I was asked once why mathematicians invented things like imaginary and complex numbers even though they “don't exist”. When we see the equation x^2=-1 we are inclined to believe that no solution exists. This was my reply.

The Island of Even Numbers.

Far far away on an distant island exists a civilization that has never heard of odd numbers. Everything on this island comes in even numbers – always. The locals count 2,4,6,8... and so on. They know nothing about any of the odd numbers which we take for granted. The following took place in a math class in this exotic land.

Teacher:

“Some algebra problems have solutions.”

6x – 8 = 40

6x = 48

x = 8

“However, many do not.”

4x -6 = 14

4x = 20

but 4*4 =16

and 4*6 =24

but there is no number between 4 and 6

so there is no solution.

“The most fundamental theorem of this course is an obvious one: Given any number A there is no number you can multiply it by and get A back. Multiplication must always result in a different value unlike addition where we can add by zero.”

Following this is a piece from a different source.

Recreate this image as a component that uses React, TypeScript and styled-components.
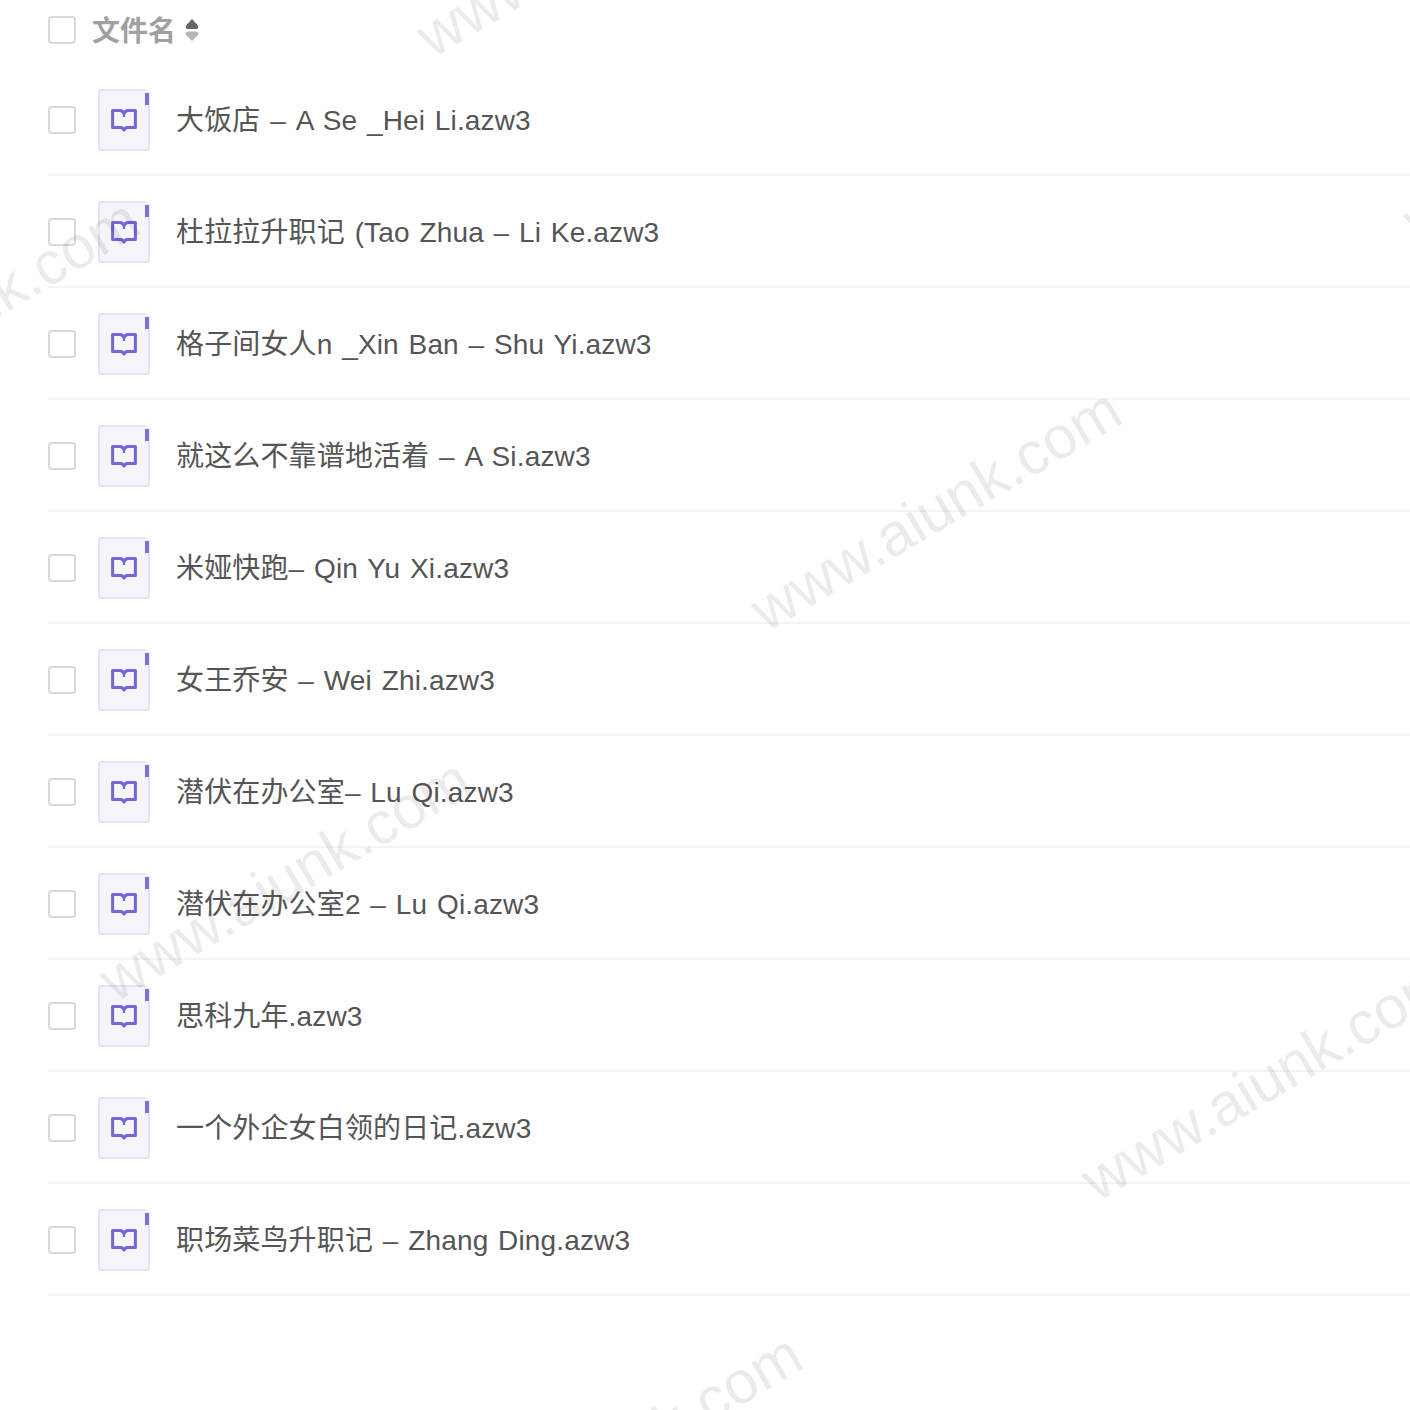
import styled, { createGlobalStyle } from "styled-components";

const GlobalStyle = createGlobalStyle`
  html, body {
    margin: 0;
    background: #fff;
  }
`;

const Page = styled.div`
  position: relative;
  width: 1410px;
  height: 1410px;
  overflow: hidden;
  padding-left: 48px;
  box-sizing: border-box;
  font-family: "Liberation Sans", "Noto Sans CJK SC", sans-serif;
`;

const Header = styled.div`
  display: flex;
  align-items: center;
  height: 60px;
  margin-bottom: 4px;
`;

const HeaderTitle = styled.span`
  margin-left: 16px;
  margin-bottom: 2px;
  font-size: 28px;
  font-weight: 700;
  color: #a0a0a0;
`;

const SortIcon = styled.svg`
  margin-left: 9px;
  width: 14px;
  height: 24px;
`;

const Checkbox = styled.span`
  flex: none;
  width: 28px;
  height: 28px;
  box-sizing: border-box;
  border: 2px solid #d9d9d9;
  border-radius: 4px;
  background: #fff;
`;

const Row = styled.div`
  display: flex;
  align-items: center;
  height: 112px;
  padding-top: 2px;
  box-sizing: border-box;
  border-bottom: 2px solid #f4f4f4;
`;

const FileIcon = styled.div`
  position: relative;
  flex: none;
  display: flex;
  align-items: center;
  justify-content: center;
  width: 52px;
  height: 62px;
  margin-left: 22px;
  box-sizing: border-box;
  border: 2px solid #e6e4f4;
  border-radius: 3px;
  background: #f6f5fc;
  clip-path: polygon(0 0, calc(100% - 5px) 0, 100% 5px, 100% 100%, 0 100%);

  &::after {
    content: "";
    position: absolute;
    top: 2px;
    right: -1px;
    width: 4px;
    height: 12px;
    background: #7b72dc;
  }
`;

const FileName = styled.span`
  margin-left: 26px;
  margin-bottom: 4px;
  font-size: 28px;
  letter-spacing: 0.15px;
  word-spacing: 1.8px;
  color: #555;
  white-space: nowrap;
`;

const Watermark = styled.span<{ $x: number; $y: number }>`
  position: absolute;
  left: ${(props) => props.$x}px;
  top: ${(props) => props.$y}px;
  transform: translate(-50%, -50%) rotate(-30.4deg);
  font-family: "Liberation Sans", sans-serif;
  font-size: 60px;
  line-height: 1;
  color: rgba(0, 0, 0, 0.08);
  white-space: nowrap;
  pointer-events: none;
`;

const files = [
  "大饭店 – A Se _Hei Li.azw3",
  "杜拉拉升职记 (Tao Zhua – Li Ke.azw3",
  "格子间女人n _Xin Ban – Shu Yi.azw3",
  "就这么不靠谱地活着 – A Si.azw3",
  "米娅快跑– Qin Yu Xi.azw3",
  "女王乔安 – Wei Zhi.azw3",
  "潜伏在办公室– Lu Qi.azw3",
  "潜伏在办公室2 – Lu Qi.azw3",
  "思科九年.azw3",
  "一个外企女白领的日记.azw3",
  "职场菜鸟升职记 – Zhang Ding.azw3",
];

const watermarks = [
  [602, -64],
  [1588, 120],
  [-46, 320],
  [936, 510],
  [285, 880],
  [1267, 1080],
  [617, 1455],
];

function BookIcon() {
  return (
    <svg width="26" height="23" viewBox="0 0 26 23" fill="none">
      <path
        d="M1.600 1.600H8.500C10.500 1.600 12.200 2.800 13 4.800C13.800 2.800 15.500 1.600 17.500 1.600H24.400V18.500H16.500C15 18.500 13.700 19.500 13 21C12.300 19.500 11 18.500 9.500 18.500H1.600Z"
        stroke="#7068d8"
        strokeWidth="3"
        strokeLinejoin="round"
      />
      <path d="M13 3V8" stroke="#7068d8" strokeWidth="2.200" />
    </svg>
  );
}

function App() {
  return (
    <>
      <GlobalStyle />
      <Page>
        <Header>
          <Checkbox />
          <HeaderTitle>文件名</HeaderTitle>
          <SortIcon viewBox="0 0 14 24">
            <path d="M7 1L13 7.500Q14 11 11 11H3Q0 11 1 7.500Z" fill="#666" />
            <path d="M7 23L13 17Q14 13.500 11 13.500H3Q0 13.500 1 17Z" fill="#b5b5b5" />
          </SortIcon>
        </Header>
        {files.map((name) => (
          <Row key={name}>
            <Checkbox />
            <FileIcon>
              <BookIcon />
            </FileIcon>
            <FileName>{name}</FileName>
          </Row>
        ))}
        {watermarks.map(([x, y]) => (
          <Watermark key={`${x}-${y}`} $x={x} $y={y}>
            www.aiunk.com
          </Watermark>
        ))}
      </Page>
    </>
  );
}

export default App;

“There is no number x such that ax=a.”

“We can use this theorem to prove that certain problems do not have a solution”

4x-6=14

4x=20

4x-16=4

4(x-4)=4

“By our theorem we know that there is no number that can be equal to x-4 and therefore there can be no number that is equal to x.”

But one student asked the teacher:

“What if there was a number.... lets call it “1” such that A*1=A?”

The teacher dismissed the bizarre idea, but slowly the student found out the number was extremely useful and built an entire branch of math called the study of "odd" numbers.